Three possibilities:
- Is it people who can’t be bothered to pay attention to the news, let alone the world around them?
- Or, is it that a robust job market paradoxically can feel like something negative to ‘secure Americans,’ including bosses and managers.
- Or, have some persons fallen for the spiel of partisan Republicans who want to deny any good news emerging from the Biden era.
Or, Sullivan asks, does part of the blame fall squarely on the news media for not delivering the news in a way that everyone can easily absorb?
Though all of the above could be true, Sullivan believes the public’s lack of knowledge on jobs ought to sound an alarm bell for journalists.

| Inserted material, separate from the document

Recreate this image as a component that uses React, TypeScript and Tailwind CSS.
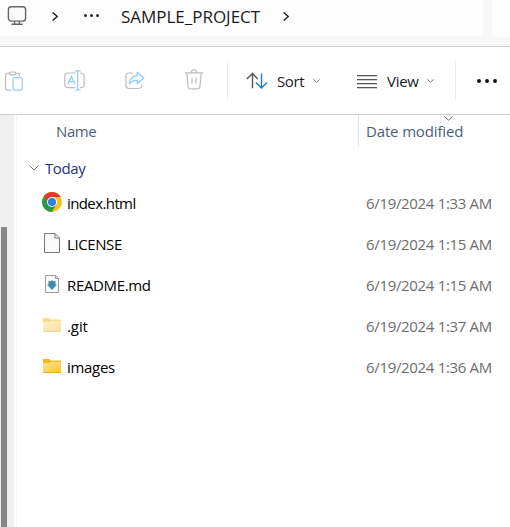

“It should be a wake-up call,” Tom Rosenstiel, a professor at the University of Maryland’s journalism school and formerly the executive director of the American Press Institute, told Sullivan. “The lack of understanding is not entirely the media’s fault, but it should be their concern.”
Sullivan offers three suggestions for the media:
- First, find some balance in the current economic coverage, which has pounded away relentlessly at soaring inflation, but mentioned job growth or wage increases only in passing.
To be sure, inflation is a major and legitimate concern, particularly because of the high cost of putting food on the table and gas in the car or truck. But high costs also are a particularly easy story for TV news to do. The visuals — gas station price signs, for example — are there for the taking. The jobs story may be less immediate and compelling, but it is also important.
- Second, examine the knee-jerk media narrative, which goes like this: Biden’s approval numbers are down, and that’s because the economy is bad. That framing has been relentless, and it is self-fulfilling. It’s all part of the horse-race coverage that journalists are addicted to but that doesn’t serve the public.
- And third, cover all aspects of the new world of work more rigorously and more creatively. At many news organizations, the traditional labor beat was dismantled years ago. It should be brought back in re-invented form with attention paid to the gig economy, working from home, the burgeoning unionization movement and more.
Sullivan concludes with an admonition for the media – a solid admonition, I add, as a former newspaper reporter: Do a better job of reporting economic issues and trends, including low unemployment, and do so in a way that has the potential to resonate with readers, hearers and viewers.